Cercanías (2)

Veo que estoy entre valientes legionarios, eso me gusta. Sigamos.

Si son ustedes aficionados a las películas del Oeste y recuerdan las escenas en las que cincuenta cabezas de ganado (el resto del cuerpo iba detrás) son introducidas por una rampa en un vagón de tren para ser transportadas y posteriormente sacrificadas en las lejanas tierras de Alaska, no les costará hacerse una idea de las penurias por las que pasamos los señores viajeros. Con la indiferencia propia del carácter bovino, somos apretujados hasta el punto de llegar a no diferenciar tu brazo de un brazo que te ha crecido paralelo a los que ya tenías y que no te pertenece, del mismo modo que no es tuya la axila que tienes a pocos centímetros de tu nariz, ni el periódico gratuito que te han puesto de babero, ni la erección inesperada que tu celebrabas con entusiasmo, ni el recopilatorio del músico argelino Takfarinas que se ha instalado en tus oídos contra tu voluntad.

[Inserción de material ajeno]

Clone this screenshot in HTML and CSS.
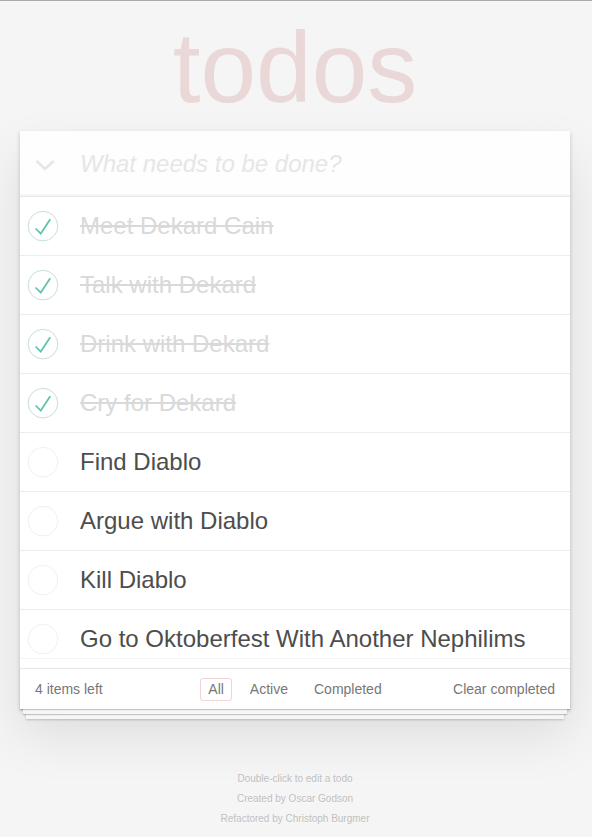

Ya nada te pertenece, las fuerzas de cohesión que mantenían unidas las partículas de tu cuerpo pasan de un estado de agregación a otro y en pleno éxtasis científico otro fenómeno se produce: algunos sólidos pueden contraerse, conforme la temperatura aumenta, dando lugar a que otros sólidos que esperan en los andenes la llegada del tren que ya va atiborrado se sientan capaces de introducirse en un espacio que ya ha sido ocupado, empujando de culo y mostrándose, por una parte, insensibles a la oleada de insultos recibidos y por otra, doloridos ante los bastonazos propinados por un grupo de jubilados violentos, tengo pendiente aclarar si éstos ya abrazaban la violencia antes de subirse al vagón o el hecho de no haber podido sentarse les ha convertido en feroces samuráis.

De repente, dejaron de funcionar mis órganos (exactamente no puedo afirmar cuales) y sin previo aviso, alguien, cuando ya pensaba yo que peor no podían ir las cosas, comenzó a explicarnos a todos vía telefónica cómo preparar unos callos a la madrileña para cuatro personas haciendo malvado hincapié en expresiones como morros, manita de ternera y morcilla asturiana picadita.

Así, tal y como lo cuento, sin excederme ni un milímetro, sucedió todo. Mis células que aún se mantenían con vida quedaron abandonadas a su suerte y si bien se me podía considerar clínicamente muerto, no desentonaba con la mayoría de los viajeros que compartían conmigo vagón. Finalmente, mi cerebro bloqueó el extremo dolor que yo sentía mediante el desmayo y esto hizo que me pasara de estación. Un desastre.